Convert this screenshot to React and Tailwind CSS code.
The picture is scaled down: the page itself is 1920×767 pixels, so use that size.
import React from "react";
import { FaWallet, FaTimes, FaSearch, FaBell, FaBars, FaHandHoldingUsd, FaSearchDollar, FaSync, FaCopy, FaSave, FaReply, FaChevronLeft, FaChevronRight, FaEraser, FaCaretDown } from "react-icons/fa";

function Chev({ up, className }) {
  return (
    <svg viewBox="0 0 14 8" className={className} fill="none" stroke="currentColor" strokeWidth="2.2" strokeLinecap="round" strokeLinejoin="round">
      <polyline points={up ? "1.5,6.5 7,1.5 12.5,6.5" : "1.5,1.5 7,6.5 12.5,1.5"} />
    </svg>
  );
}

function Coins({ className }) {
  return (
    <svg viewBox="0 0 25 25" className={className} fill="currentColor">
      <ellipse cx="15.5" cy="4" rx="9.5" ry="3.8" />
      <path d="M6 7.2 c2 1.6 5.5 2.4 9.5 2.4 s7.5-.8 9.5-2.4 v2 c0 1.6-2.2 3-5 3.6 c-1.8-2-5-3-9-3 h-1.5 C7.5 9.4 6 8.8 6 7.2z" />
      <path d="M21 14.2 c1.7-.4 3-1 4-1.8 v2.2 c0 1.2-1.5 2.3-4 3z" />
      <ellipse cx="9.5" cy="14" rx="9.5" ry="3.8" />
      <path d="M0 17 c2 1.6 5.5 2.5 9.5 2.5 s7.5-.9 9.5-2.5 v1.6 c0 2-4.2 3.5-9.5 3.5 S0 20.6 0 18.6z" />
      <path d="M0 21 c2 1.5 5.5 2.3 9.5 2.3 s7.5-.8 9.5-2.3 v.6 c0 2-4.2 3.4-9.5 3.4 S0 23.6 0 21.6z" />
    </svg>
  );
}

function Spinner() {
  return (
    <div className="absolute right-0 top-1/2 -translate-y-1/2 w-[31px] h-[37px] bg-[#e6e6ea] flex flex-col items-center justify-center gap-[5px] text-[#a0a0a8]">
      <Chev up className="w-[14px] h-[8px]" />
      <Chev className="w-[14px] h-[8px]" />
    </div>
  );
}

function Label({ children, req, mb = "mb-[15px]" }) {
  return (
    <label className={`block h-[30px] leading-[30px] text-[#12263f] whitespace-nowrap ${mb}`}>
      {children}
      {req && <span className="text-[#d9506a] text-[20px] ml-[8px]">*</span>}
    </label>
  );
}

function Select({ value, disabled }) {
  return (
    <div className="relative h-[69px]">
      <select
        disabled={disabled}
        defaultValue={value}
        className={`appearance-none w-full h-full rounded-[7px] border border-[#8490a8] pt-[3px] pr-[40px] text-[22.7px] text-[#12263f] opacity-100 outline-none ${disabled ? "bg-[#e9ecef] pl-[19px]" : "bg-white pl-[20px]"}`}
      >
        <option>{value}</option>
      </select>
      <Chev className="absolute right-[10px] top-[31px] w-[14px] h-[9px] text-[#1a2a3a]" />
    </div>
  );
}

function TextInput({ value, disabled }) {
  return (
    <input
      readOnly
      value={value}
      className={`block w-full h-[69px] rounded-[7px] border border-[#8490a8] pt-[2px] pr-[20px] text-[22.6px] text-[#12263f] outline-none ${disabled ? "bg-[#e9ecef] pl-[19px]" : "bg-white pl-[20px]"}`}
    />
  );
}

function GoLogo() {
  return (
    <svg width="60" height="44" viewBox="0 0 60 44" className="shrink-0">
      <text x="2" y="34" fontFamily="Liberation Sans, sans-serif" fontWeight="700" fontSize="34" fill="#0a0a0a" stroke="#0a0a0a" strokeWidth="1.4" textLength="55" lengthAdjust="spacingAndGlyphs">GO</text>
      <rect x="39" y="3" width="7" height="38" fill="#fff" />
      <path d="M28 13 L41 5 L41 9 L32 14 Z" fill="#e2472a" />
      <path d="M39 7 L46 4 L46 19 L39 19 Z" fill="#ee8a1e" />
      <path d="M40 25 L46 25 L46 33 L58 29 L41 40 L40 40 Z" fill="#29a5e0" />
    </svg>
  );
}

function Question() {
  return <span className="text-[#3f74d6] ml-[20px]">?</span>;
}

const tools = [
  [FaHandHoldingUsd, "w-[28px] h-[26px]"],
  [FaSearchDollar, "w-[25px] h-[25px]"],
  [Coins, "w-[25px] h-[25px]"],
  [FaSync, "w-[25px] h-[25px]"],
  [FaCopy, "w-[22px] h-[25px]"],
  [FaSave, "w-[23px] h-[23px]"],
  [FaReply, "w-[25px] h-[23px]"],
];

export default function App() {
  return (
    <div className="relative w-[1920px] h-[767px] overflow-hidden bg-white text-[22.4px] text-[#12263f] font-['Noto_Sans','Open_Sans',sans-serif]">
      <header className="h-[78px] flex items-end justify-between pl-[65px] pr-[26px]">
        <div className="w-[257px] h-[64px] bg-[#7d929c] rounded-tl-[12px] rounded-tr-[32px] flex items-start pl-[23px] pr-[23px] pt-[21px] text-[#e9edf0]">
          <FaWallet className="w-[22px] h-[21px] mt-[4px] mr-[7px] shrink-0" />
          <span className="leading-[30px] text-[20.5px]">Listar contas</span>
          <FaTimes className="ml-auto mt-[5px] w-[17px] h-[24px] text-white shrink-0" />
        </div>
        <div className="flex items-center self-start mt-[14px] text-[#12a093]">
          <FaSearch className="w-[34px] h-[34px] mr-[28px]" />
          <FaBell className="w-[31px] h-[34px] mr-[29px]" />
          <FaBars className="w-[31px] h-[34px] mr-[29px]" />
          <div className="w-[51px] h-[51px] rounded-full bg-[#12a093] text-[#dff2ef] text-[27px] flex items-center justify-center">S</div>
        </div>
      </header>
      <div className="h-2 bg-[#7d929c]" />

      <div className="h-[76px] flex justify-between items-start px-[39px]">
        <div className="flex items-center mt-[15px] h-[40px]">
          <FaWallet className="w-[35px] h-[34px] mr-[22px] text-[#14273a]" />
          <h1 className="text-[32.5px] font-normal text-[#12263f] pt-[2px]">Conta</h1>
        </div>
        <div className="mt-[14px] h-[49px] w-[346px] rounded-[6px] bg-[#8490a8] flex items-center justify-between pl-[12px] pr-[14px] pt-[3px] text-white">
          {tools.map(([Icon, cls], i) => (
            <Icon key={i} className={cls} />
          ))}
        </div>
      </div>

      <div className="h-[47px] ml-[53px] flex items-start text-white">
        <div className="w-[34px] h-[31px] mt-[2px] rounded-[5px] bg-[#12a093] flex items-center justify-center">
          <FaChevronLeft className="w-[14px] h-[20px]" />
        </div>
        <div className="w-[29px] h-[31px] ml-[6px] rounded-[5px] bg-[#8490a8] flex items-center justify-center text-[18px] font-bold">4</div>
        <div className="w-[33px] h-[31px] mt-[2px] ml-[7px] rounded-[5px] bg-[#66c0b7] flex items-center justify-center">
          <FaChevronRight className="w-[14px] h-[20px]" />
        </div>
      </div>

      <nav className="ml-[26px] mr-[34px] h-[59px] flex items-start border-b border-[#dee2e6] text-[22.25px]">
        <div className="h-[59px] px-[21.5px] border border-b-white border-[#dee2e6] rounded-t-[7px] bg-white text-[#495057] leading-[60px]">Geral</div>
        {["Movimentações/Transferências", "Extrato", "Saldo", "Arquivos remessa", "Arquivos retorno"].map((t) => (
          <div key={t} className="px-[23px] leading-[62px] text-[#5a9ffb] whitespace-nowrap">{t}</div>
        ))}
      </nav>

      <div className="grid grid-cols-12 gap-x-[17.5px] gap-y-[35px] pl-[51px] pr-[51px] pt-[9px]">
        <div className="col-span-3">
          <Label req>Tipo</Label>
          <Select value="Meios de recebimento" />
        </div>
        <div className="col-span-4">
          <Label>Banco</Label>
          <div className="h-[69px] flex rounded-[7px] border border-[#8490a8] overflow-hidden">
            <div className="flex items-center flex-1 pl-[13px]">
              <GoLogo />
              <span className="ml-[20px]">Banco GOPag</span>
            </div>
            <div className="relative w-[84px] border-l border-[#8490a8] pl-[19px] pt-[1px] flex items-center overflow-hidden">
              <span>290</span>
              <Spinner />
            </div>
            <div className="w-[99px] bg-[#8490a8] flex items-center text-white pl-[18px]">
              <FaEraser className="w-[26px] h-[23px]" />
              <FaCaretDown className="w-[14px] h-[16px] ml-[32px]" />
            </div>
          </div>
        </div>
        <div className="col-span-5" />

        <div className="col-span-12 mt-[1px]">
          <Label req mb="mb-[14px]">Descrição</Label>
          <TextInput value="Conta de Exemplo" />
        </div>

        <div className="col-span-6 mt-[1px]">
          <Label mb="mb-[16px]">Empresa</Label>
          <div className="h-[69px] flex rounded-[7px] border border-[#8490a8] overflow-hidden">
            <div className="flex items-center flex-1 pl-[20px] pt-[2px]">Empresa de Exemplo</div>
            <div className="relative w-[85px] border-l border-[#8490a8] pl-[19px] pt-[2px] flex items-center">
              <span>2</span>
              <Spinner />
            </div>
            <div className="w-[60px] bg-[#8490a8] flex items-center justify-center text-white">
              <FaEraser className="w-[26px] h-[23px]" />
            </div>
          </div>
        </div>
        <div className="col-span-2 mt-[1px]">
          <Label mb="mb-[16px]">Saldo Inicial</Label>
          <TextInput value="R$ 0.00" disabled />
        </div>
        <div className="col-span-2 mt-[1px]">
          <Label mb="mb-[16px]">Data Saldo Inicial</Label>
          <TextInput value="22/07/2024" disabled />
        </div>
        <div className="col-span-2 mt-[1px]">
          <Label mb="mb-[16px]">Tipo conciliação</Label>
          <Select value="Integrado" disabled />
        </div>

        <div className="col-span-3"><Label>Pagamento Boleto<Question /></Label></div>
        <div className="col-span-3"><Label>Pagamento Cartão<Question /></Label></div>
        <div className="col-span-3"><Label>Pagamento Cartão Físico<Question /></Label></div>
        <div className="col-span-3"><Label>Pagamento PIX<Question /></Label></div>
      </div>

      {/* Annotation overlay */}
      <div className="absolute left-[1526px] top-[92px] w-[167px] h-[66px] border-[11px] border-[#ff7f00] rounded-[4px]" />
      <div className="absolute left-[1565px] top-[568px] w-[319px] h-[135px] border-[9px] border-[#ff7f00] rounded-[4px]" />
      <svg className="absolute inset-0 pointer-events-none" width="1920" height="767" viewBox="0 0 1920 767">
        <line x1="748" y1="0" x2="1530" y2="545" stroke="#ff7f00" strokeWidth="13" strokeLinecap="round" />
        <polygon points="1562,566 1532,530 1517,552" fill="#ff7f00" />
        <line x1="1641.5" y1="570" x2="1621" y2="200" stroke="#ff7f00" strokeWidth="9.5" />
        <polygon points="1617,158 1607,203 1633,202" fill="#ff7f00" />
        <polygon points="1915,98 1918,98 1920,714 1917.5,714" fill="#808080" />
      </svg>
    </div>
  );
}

##############################

(Your goal): Verbatim output is expected for the lines from the start of the data to the line in which "FaChevronRight, FaEraser, FaCaretDown" appears, both included.

(Finished exercise):
Convert this screenshot to React and Tailwind CSS code.
The picture is scaled down: the page itself is 1920×767 pixels, so use that size.
import React from "react";
import { FaWallet, FaTimes, FaSearch, FaBell, FaBars, FaHandHoldingUsd, FaSearchDollar, FaSync, FaCopy, FaSave, FaReply, FaChevronLeft, FaChevronRight, FaEraser, FaCaretDown } from "react-icons/fa";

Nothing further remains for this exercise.